— Как феникс возрождается из пепла — не знаю, не видел, и врать не буду. И без меня наврали уже с три короба, про яйцо из мирры да про целебные свойства снадобий из гнезда и пепла феникса. Собственно, я и самого феникса никогда не видел, не довелось, а вот Гектор, которому эта птаха однажды чуть глаз не выклевала, потом рассказывал, что феникс — птица злобная и уродливая, вроде грифа, хотя если смотреть издалека, то можно подумать, что и красивая. Это потому, что перья у нее красные с золотом, и вообще она пестрая очень. И глупая, кстати. Размерами она чуть поменьше орла, зато когти… Эй, внучка! — позвал он шепотом. — А ты часом не уснула?

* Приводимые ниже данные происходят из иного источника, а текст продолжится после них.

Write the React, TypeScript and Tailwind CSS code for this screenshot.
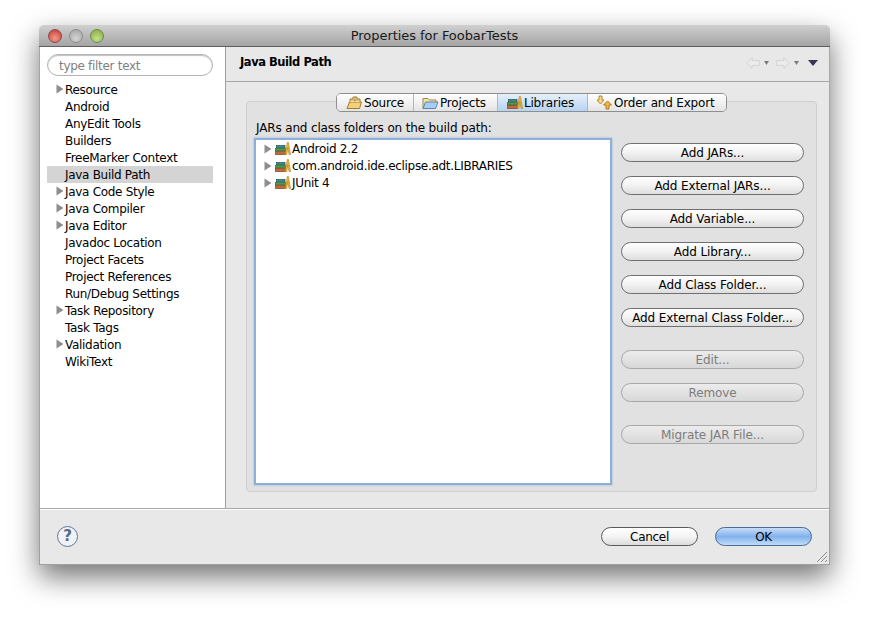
import React from 'react';

const sidebarItems = [
  { label: 'Resource', arrow: true },
  { label: 'Android' },
  { label: 'AnyEdit Tools' },
  { label: 'Builders' },
  { label: 'FreeMarker Context' },
  { label: 'Java Build Path', selected: true },
  { label: 'Java Code Style', arrow: true },
  { label: 'Java Compiler', arrow: true },
  { label: 'Java Editor', arrow: true },
  { label: 'Javadoc Location' },
  { label: 'Project Facets' },
  { label: 'Project References' },
  { label: 'Run/Debug Settings' },
  { label: 'Task Repository', arrow: true },
  { label: 'Task Tags' },
  { label: 'Validation', arrow: true },
  { label: 'WikiText' },
];

const Arrow = () => (
  <svg width="8" height="10" viewBox="0 0 8 10" className="shrink-0">
    <path d="M0.5 0.5 L7.5 5 L0.5 9.5 Z" fill="#8e8e8e" />
  </svg>
);

// stack of books with the yellow ruler leaning on it
const LibIcon = () => (
  <svg width="16" height="13" viewBox="0 0 16 13" className="shrink-0">
    <rect x="1.5" y="3.5" width="8.5" height="2.5" fill="#3f8a8f" stroke="#25505a" strokeWidth="0.7" />
    <rect x="0.5" y="6.5" width="10" height="2.5" fill="#4f9a48" stroke="#2e6e30" strokeWidth="0.7" />
    <rect x="0.5" y="9.5" width="10" height="3" fill="#c0693c" stroke="#80401f" strokeWidth="0.7" />
    <path d="M10.2 12.5 L12.3 0.5 L13.4 0.5 L15.6 12.5 L14 12.5 L12.8 5.5 L11.8 12.5 Z" fill="#f0c040" stroke="#a87a18" strokeWidth="0.6" />
  </svg>
);

const SourceIcon = () => (
  <svg width="17" height="14" viewBox="0 0 17 14" className="shrink-0">
    <path d="M1 12.5 L3.5 6 L15.5 6 L13.5 12.5 Z" fill="#f4d27a" stroke="#a47a2a" />
    <path d="M4 6 V3 H7 V1 H11 V3 H14 V6" fill="#f8e6b0" stroke="#a47a2a" />
    <path d="M9 1 V6 M5 4 H13" stroke="#a47a2a" strokeWidth="0.7" />
  </svg>
);

const FolderIcon = () => (
  <svg width="17" height="14" viewBox="0 0 17 14" className="shrink-0">
    <path d="M1 12.5 V2.5 H6 L7.5 4 H14 V6" fill="#f6e3a8" stroke="#9a8a50" />
    <path d="M1 12.5 L3.5 6 H16 L13.5 12.5 Z" fill="#a9cdee" stroke="#5a86b0" />
  </svg>
);

const OrderIcon = () => (
  <svg width="17" height="15" viewBox="0 0 17 15" className="shrink-0">
    <path d="M3 1 H6 V5 H8 L4.5 9 L1 5 H3 Z" fill="#f6dc8a" stroke="#b08a2a" />
    <path d="M10 14 H13 V10 H15.5 L11.5 6 L7.5 10 H10 Z" fill="#f2b44c" stroke="#b07a1a" />
  </svg>
);

const NavArrow = ({ flip }: { flip?: boolean }) => (
  <svg width="14" height="12" viewBox="0 0 14 12" className={flip ? 'rotate-180' : ''}>
    <path d="M0.7 6 L6 0.7 V3.5 H13.3 V8.5 H6 V11.3 Z" fill="#ececec" stroke="#d4d4d4" />
  </svg>
);

const SmallCaret = () => (
  <svg width="5" height="4" viewBox="0 0 5 4">
    <path d="M0 0 H5 L2.5 4 Z" fill="#7c7c7c" />
  </svg>
);

const Tab = ({ icon, label, className }: { icon: React.ReactNode; label: string; className: string }) => (
  <div className={`h-full shrink-0 flex items-center gap-px ${className}`}>
    {icon}
    <span className="tracking-[-0.2px]">{label}</span>
  </div>
);

const Button = ({ label, disabled, className = '' }: { label: string; disabled?: boolean; className?: string }) => (
  <div
    className={`w-[183px] h-[19px] shrink-0 rounded-full border flex items-center justify-center tracking-[-0.1px] ${
      disabled
        ? 'border-[#a8a8a8] bg-gradient-to-b from-[#ececec] to-[#d8d8d8] text-[#7d7d7d]'
        : 'border-[#6f6f6f] bg-gradient-to-b from-white via-[#f2f2f2] to-[#dedede] text-black'
    } ${className}`}
  >
    {label}
  </div>
);

const App = () => {
  return (
    <div
      className="w-[869px] h-[619px] bg-white overflow-hidden pt-[25px] pl-[39px] text-[12px] tracking-[-0.3px] text-black"
      style={{ fontFamily: '"DejaVu Sans", sans-serif' }}
    >
      <div className="w-[791px] h-[540px] flex flex-col rounded-t-[5px] shadow-[0_12px_28px_rgba(0,0,0,0.55)] bg-[#e8e8e8] relative">
        {/* title bar */}
        <div className="h-[22px] shrink-0 rounded-t-[5px] bg-gradient-to-b from-[#d0d0d0] to-[#a4a4a4] border-b border-[#5e5e5e] flex items-center relative text-[13px] tracking-[-0.05px] text-[#1a1a1a]">
          <div className="flex gap-[7px] pl-[9px]">
            <div className="w-[14px] h-[14px] rounded-full border border-[#8a4a4a] bg-[radial-gradient(circle_at_50%_70%,#f29a8e,#c4342c)]" />
            <div className="w-[14px] h-[14px] rounded-full border border-[#8c8c8c] bg-[radial-gradient(circle_at_50%_70%,#d4d4d4,#a2a2a2)]" />
            <div className="w-[14px] h-[14px] rounded-full border border-[#6f8a48] bg-[radial-gradient(circle_at_50%_70%,#c4e08c,#7fa83c)]" />
          </div>
          <div className="absolute inset-x-0 text-center">Properties for FoobarTests</div>
        </div>

        <div className="flex-1 flex min-h-0">
          {/* sidebar */}
          <div className="w-[187px] shrink-0 bg-white border-l border-[#a6a6a6] border-r border-r-[#a0a0a0] pl-[7px] pr-[12px] pt-[7px]">
            <div className="h-[22px] w-[166px] rounded-full border border-[#b4b4b4] shadow-[inset_0_1px_1px_rgba(0,0,0,0.25)] flex items-center pl-[11px] pt-px text-[#7f7f7f]">
              type filter text
            </div>
            <div className="mt-[5px] w-[166px]">
              {sidebarItems.map((item) => (
                <div
                  key={item.label}
                  className={`h-[17px] flex items-center relative pl-[18px] ${item.selected ? 'bg-[#d4d4d4]' : ''}`}
                >
                  {item.arrow && (
                    <span className="absolute left-[9px] top-[3px]">
                      <Arrow />
                    </span>
                  )}
                  {item.label}
                </div>
              ))}
            </div>
          </div>

          {/* right side */}
          <div className="flex-1 flex flex-col min-w-0 border-r border-[#a8a8a8]">
            <div className="h-[35px] shrink-0 border-b border-[#a8a8a8] shadow-[0_1px_0_#ffffff] flex items-center pl-[14px] pr-[11px] pb-[2px]">
              <span className="font-bold text-[11.5px] tracking-[-0.45px]">Java Build Path</span>
              <div className="ml-auto flex items-center">
                <NavArrow />
                <span className="ml-[4px]"><SmallCaret /></span>
                <span className="ml-[7px]"><NavArrow flip /></span>
                <span className="ml-[4px]"><SmallCaret /></span>
                <svg width="10" height="6" viewBox="0 0 10 6" className="ml-[9px]">
                  <path d="M0 0 H10 L5 6 Z" fill="#3c3458" />
                </svg>
              </div>
            </div>

            <div className="flex-1 pl-[20px] pr-[12px] pt-[19px] pb-[16px] bg-[#e8e8e8] flex flex-col min-h-0">
              <div className="flex-1 rounded-[4px] border border-[#cfcfcf] bg-[#e1e1e1] flex flex-col min-h-0">
                <div className="self-center -mt-[9px] h-[19px] flex items-center rounded-[5px] border border-[#8e8e8e] overflow-hidden">
                  <Tab
                    icon={<SourceIcon />}
                    label="Source"
                    className="w-[77px] pl-[9px] border-r border-[#b5b5b5] bg-gradient-to-b from-white to-[#e4e4e4]"
                  />
                  <Tab
                    icon={<FolderIcon />}
                    label="Projects"
                    className="w-[84px] pl-[8px] border-r border-[#b5b5b5] bg-gradient-to-b from-white to-[#e4e4e4]"
                  />
                  <Tab
                    icon={<LibIcon />}
                    label="Libraries"
                    className="w-[90px] pl-[9px] border-r border-[#9fb8d4] bg-gradient-to-b from-[#e6f0fb] to-[#b6d3f2]"
                  />
                  <Tab
                    icon={<OrderIcon />}
                    label="Order and Export"
                    className="w-[138px] pl-[8px] bg-gradient-to-b from-white to-[#e4e4e4]"
                  />
                </div>
                <div className="pl-[9px] mt-[8px] h-[17px] leading-[17px] tracking-[-0.15px]">JARs and class folders on the build path:</div>
                <div className="flex flex-1 min-h-0 pl-[7px] pr-[12px] pb-[6px] mt-px">
                  <div className="w-[358px] shrink-0 bg-white border-2 border-[#8db0da] shadow-[0_0_2px_#8db0da] pl-[8px]">
                    {['Android 2.2', 'com.android.ide.eclipse.adt.LIBRARIES', 'JUnit 4'].map((name) => (
                      <div key={name} className="h-[17px] flex items-center">
                        <Arrow />
                        <span className="ml-[3px] mr-px"><LibIcon /></span>
                        {name}
                      </div>
                    ))}
                  </div>
                  <div className="ml-[9px] flex flex-col pt-[5px]">
                    <Button label="Add JARs..." />
                    <Button label="Add External JARs..." className="mt-[14px]" />
                    <Button label="Add Variable..." className="mt-[14px]" />
                    <Button label="Add Library..." className="mt-[14px]" />
                    <Button label="Add Class Folder..." className="mt-[14px]" />
                    <Button label="Add External Class Folder..." className="mt-[14px]" />
                    <Button label="Edit..." disabled className="mt-[23px]" />
                    <Button label="Remove" disabled className="mt-[14px]" />
                    <Button label="Migrate JAR File..." disabled className="mt-[23px]" />
                  </div>
                </div>
              </div>
            </div>
          </div>
        </div>

        {/* footer */}
        <div className="h-[57px] shrink-0 border border-[#a0a0a0] border-t-[#a8a8a8] shadow-[inset_0_1px_0_#ffffff] bg-[#e8e8e8] flex items-center pl-[17px] pr-[17px] relative">
          <div className="w-[21px] h-[21px] rounded-full border border-[#5f7596] bg-[#f0f2f5] flex items-center justify-center font-bold text-[15px] text-[#55698c]">
            ?
          </div>
          <div className="ml-auto flex gap-[17px]">
            <div className="w-[97px] h-[19px] rounded-full border border-[#5a5a5a] bg-gradient-to-b from-white via-[#f4f4f4] to-[#dcdcdc] flex items-center justify-center">
              Cancel
            </div>
            <div className="w-[97px] h-[19px] rounded-full border border-[#4a6a98] bg-gradient-to-b from-[#c8dcf6] via-[#82b2ec] to-[#c0dcf8] flex items-center justify-center">
              OK
            </div>
          </div>
          <svg width="12" height="12" viewBox="0 0 12 12" className="absolute right-px bottom-px">
            <path d="M1 11 L11 1 M5 11 L11 5 M9 11 L11 9" stroke="#8f8f8f" />
          </svg>
        </div>
      </div>
    </div>
  );
};

export default App;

Тихое сопение свидетельствовало, что не слишком связный дедушкин рассказ о фениксе убаюкал девочку не хуже колыбельной. Феликс нахмурил брови и подозрительно принюхался к пустой чашке из-под бульона. Ильзе достало бы ума подмешать туда опиумной настойки… «Да нет, вроде чисто… — с облегчением подумал он. — Да и зачем? Она так ослабела, что никакого опиума уже не надо…»
Теперь, когда внучка уснула, можно было расслабиться. Феликс бессильно уронил плечи, прикрыл глаза и ссутулился, разом постарев лет на десять. Ладони слепо поглаживали шероховатый пергамент манускрипта. По затылку разлилась свинцовая тяжесть, а на лбу, у самых корней волос, проступила испарина. Изображать бодрый оптимизм становилось все труднее и труднее… «Будь оно все проклято! — подумал он. — Будь оно все трижды проклято!!!»
Агнешка спала чутко и нервно, еле слышно постанывая во сне. Ее бледное, изможденное личико, окруженное разбросанными по подушке длинными прядями когда-то золотистых, а теперь потемневших от пота волос, казалось таким же белым, как и подушка, и только на щечках пылал нездоровый румянец — будто внутри этого маленькой тельца горело жаркое пламя, и пламя это сжигало ребенка изнутри… Агнешка таяла, как воск.
«Вампир… — с горечью подумал Феликс. — Версия не бредовее прочих. Сколько их уже было — докторов и версий? Десятки? Сотни? За пять месяцев здесь успели побывать все столичные лекари и знахари. А толку? Кроме самого первого, ни у кого из них не хватило смелости признаться в своей беспомощности. Солидные и представительные эскулапы, светила медицинской науки; согбенные бабки, шепчущие себе под нос какие-то липовые заклинания, почерпнутые из кладезя народной мудрости; пожилые фельдшеры, по части опыта способные дать сто очков вперед любому светилу; бородатые и вечно пьяные целители, за милю разящие водкой и шарлатанством; молоденькие медики, вчерашние студенты с университетскими дипломами, самонадеянные и глупые; и прочие, прочие, прочие… А в результате — гирлянда чеснока на окне да теория о вампире. Будь оно все проклято!»
Кощунством — нет, хуже! — трусостью было бы сидя у постели Агнешки убегать от реальности в зыбучие пески памяти, но Феликс просто ничего не мог с собой поделать…
…Все это началось зимой. В январе Ойкумену обожгло, как кнутом, страшным словом — Чума! Слово это, полузабытое и оттого во сто крат более страшное, появилось в газетах в самом конце января, вместе со старинными гравюрами, на которых доктора в плотных балахонах и странных, похожих на клювы фламинго, масках, окуривали дымом горы обезображенных трупов. Черная Смерть пришла в Европу из Китая, принесенная в Англию на борту одного из баснословно быстроходных клиперов. Неслыханной удачей можно было считать то, что первая вспышка эпидемии произошла в островной Британии. Ла-Манш перекрыли. Извлеченные из музеев Лувра баллисты и онагры топили любое суденышко, дерзнувшее нарушить карантин и покинуть берега туманного Альбиона — и таким варварским способом Чума была остановлена. Потом был пожар в Лондоне, и вся Метрополия вздохнула с облегчением, услыхав о гибели одного из крупнейших своих городов. Феликс хорошо запомнил по-детски радостные улыбки на бледных от испуга лицах докторов при известии о том, что двести тысяч человек за одну ночь погибли в бушующем пламени. Метрополия, оцепеневшая от ужаса перед древним врагом, ликовала, когда враг пожрал самое себя; Агнешке становилось все хуже.